Set task
The exercise asks you to copy every line below in which "index" appears.

Supplied records
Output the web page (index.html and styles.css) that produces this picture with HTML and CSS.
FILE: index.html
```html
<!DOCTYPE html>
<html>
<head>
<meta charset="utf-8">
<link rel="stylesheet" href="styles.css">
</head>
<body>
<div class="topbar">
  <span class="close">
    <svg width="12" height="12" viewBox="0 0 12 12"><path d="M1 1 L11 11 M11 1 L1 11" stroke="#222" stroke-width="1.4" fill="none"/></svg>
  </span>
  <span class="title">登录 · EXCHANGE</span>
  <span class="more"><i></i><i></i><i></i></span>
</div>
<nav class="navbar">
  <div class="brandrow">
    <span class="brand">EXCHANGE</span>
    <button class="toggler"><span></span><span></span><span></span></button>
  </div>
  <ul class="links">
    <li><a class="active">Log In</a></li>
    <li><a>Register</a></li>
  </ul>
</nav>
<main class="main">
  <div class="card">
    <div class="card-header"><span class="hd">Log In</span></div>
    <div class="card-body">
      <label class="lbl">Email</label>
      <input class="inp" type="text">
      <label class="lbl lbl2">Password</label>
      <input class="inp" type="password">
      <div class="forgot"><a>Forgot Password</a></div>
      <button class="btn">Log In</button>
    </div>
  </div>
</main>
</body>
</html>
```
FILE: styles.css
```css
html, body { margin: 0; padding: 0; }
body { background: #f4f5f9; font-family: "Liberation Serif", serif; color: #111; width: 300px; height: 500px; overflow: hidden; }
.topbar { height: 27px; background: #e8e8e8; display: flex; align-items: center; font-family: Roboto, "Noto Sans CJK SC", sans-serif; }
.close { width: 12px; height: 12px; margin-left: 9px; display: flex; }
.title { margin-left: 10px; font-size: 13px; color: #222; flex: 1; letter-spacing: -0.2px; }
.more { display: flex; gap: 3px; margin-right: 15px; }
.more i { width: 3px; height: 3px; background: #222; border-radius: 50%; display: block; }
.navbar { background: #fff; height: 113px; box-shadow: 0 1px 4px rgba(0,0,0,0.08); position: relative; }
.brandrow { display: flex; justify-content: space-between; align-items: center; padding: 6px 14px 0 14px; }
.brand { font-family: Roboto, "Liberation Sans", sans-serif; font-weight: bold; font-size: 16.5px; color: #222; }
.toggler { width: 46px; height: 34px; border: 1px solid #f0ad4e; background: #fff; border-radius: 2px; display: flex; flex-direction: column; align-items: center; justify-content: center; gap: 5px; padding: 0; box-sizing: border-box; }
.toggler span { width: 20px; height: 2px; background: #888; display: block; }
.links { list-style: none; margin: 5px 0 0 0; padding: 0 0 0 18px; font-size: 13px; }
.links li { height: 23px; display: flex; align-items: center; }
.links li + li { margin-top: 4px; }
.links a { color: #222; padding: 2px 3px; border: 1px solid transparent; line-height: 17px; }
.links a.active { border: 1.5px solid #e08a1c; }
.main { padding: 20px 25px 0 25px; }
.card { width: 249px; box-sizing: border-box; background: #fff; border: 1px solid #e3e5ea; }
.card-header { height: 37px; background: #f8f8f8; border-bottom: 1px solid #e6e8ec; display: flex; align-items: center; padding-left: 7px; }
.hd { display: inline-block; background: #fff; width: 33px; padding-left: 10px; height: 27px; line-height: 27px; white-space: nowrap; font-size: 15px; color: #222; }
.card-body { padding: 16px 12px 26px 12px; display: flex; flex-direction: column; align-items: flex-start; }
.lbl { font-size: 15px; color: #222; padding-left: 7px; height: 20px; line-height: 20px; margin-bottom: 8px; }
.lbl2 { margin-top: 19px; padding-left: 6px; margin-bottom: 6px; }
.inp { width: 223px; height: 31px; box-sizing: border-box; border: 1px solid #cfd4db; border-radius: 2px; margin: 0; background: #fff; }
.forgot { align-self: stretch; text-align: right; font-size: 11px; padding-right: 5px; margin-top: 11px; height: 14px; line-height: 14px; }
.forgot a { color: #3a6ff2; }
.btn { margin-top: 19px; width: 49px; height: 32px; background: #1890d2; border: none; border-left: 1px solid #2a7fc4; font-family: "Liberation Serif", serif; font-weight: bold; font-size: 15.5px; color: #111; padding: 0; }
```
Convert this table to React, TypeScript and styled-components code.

Correct output
Output the web page (index.html and styles.css) that produces this picture with HTML and CSS.
FILE: index.html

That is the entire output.